Directive: Print all entries precisely as they are written.

━━━

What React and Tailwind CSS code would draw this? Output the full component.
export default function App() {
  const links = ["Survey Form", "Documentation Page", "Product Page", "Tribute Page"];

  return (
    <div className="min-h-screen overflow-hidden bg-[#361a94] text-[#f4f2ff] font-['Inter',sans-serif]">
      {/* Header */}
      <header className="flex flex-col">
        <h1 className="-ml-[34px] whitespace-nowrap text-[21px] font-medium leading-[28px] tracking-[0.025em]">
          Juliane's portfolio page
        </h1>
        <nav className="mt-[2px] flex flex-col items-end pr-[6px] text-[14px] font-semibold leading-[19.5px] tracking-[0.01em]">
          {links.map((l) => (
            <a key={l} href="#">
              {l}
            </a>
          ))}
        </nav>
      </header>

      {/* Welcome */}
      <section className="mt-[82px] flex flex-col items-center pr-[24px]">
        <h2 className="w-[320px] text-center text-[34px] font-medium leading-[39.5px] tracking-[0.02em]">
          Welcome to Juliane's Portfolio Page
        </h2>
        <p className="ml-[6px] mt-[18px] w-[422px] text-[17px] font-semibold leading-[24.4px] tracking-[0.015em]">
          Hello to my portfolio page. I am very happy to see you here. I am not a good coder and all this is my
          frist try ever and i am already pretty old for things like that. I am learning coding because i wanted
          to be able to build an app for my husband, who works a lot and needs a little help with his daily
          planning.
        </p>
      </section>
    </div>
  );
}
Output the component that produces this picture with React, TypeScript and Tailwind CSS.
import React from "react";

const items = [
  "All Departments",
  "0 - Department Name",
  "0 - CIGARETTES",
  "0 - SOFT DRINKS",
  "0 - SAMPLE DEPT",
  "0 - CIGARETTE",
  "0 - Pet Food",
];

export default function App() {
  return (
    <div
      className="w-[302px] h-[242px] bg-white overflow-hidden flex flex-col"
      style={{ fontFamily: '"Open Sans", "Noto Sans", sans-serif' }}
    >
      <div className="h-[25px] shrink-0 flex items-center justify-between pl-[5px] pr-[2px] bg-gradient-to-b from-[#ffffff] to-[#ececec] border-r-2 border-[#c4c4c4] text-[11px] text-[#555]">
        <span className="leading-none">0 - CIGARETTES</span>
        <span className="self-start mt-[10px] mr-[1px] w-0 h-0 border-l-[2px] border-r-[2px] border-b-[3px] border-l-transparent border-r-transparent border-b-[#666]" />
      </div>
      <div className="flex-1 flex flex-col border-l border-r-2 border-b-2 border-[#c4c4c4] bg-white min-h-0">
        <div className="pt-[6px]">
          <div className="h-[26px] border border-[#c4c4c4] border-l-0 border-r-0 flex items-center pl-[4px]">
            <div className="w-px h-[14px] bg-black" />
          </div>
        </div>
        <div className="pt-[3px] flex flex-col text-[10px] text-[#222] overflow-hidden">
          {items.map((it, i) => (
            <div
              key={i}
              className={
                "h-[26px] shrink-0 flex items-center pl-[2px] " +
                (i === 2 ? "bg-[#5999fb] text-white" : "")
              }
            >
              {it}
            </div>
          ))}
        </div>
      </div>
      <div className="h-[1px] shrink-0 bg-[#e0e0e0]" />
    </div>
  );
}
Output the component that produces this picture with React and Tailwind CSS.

━━━

Reply to the exercise:
What React and Tailwind CSS code would draw this? Output the full component.
export default function App() {
  const links = ["Survey Form", "Documentation Page", "Product Page", "Tribute Page"];

  return (
    <div className="min-h-screen overflow-hidden bg-[#361a94] text-[#f4f2ff] font-['Inter',sans-serif]">
      {/* Header */}
      <header className="flex flex-col">
        <h1 className="-ml-[34px] whitespace-nowrap text-[21px] font-medium leading-[28px] tracking-[0.025em]">
          Juliane's portfolio page
        </h1>
        <nav className="mt-[2px] flex flex-col items-end pr-[6px] text-[14px] font-semibold leading-[19.5px] tracking-[0.01em]">
          {links.map((l) => (
            <a key={l} href="#">
              {l}
            </a>
          ))}
        </nav>
      </header>

      {/* Welcome */}
      <section className="mt-[82px] flex flex-col items-center pr-[24px]">
        <h2 className="w-[320px] text-center text-[34px] font-medium leading-[39.5px] tracking-[0.02em]">
          Welcome to Juliane's Portfolio Page
        </h2>
        <p className="ml-[6px] mt-[18px] w-[422px] text-[17px] font-semibold leading-[24.4px] tracking-[0.015em]">
          Hello to my portfolio page. I am very happy to see you here. I am not a good coder and all this is my
          frist try ever and i am already pretty old for things like that. I am learning coding because i wanted
          to be able to build an app for my husband, who works a lot and needs a little help with his daily
          planning.
        </p>
      </section>
    </div>
  );
}
Output the component that produces this picture with React, TypeScript and Tailwind CSS.
import React from "react";

const items = [
  "All Departments",
  "0 - Department Name",
  "0 - CIGARETTES",
  "0 - SOFT DRINKS",
  "0 - SAMPLE DEPT",
  "0 - CIGARETTE",
  "0 - Pet Food",
];

export default function App() {
  return (
    <div
      className="w-[302px] h-[242px] bg-white overflow-hidden flex flex-col"
      style={{ fontFamily: '"Open Sans", "Noto Sans", sans-serif' }}
    >
      <div className="h-[25px] shrink-0 flex items-center justify-between pl-[5px] pr-[2px] bg-gradient-to-b from-[#ffffff] to-[#ececec] border-r-2 border-[#c4c4c4] text-[11px] text-[#555]">
        <span className="leading-none">0 - CIGARETTES</span>
        <span className="self-start mt-[10px] mr-[1px] w-0 h-0 border-l-[2px] border-r-[2px] border-b-[3px] border-l-transparent border-r-transparent border-b-[#666]" />
      </div>
      <div className="flex-1 flex flex-col border-l border-r-2 border-b-2 border-[#c4c4c4] bg-white min-h-0">
        <div className="pt-[6px]">
          <div className="h-[26px] border border-[#c4c4c4] border-l-0 border-r-0 flex items-center pl-[4px]">
            <div className="w-px h-[14px] bg-black" />
          </div>
        </div>
        <div className="pt-[3px] flex flex-col text-[10px] text-[#222] overflow-hidden">
          {items.map((it, i) => (
            <div
              key={i}
              className={
                "h-[26px] shrink-0 flex items-center pl-[2px] " +
                (i === 2 ? "bg-[#5999fb] text-white" : "")
              }
            >
              {it}
            </div>
          ))}
        </div>
      </div>
      <div className="h-[1px] shrink-0 bg-[#e0e0e0]" />
    </div>
  );
}
Output the component that produces this picture with React and Tailwind CSS.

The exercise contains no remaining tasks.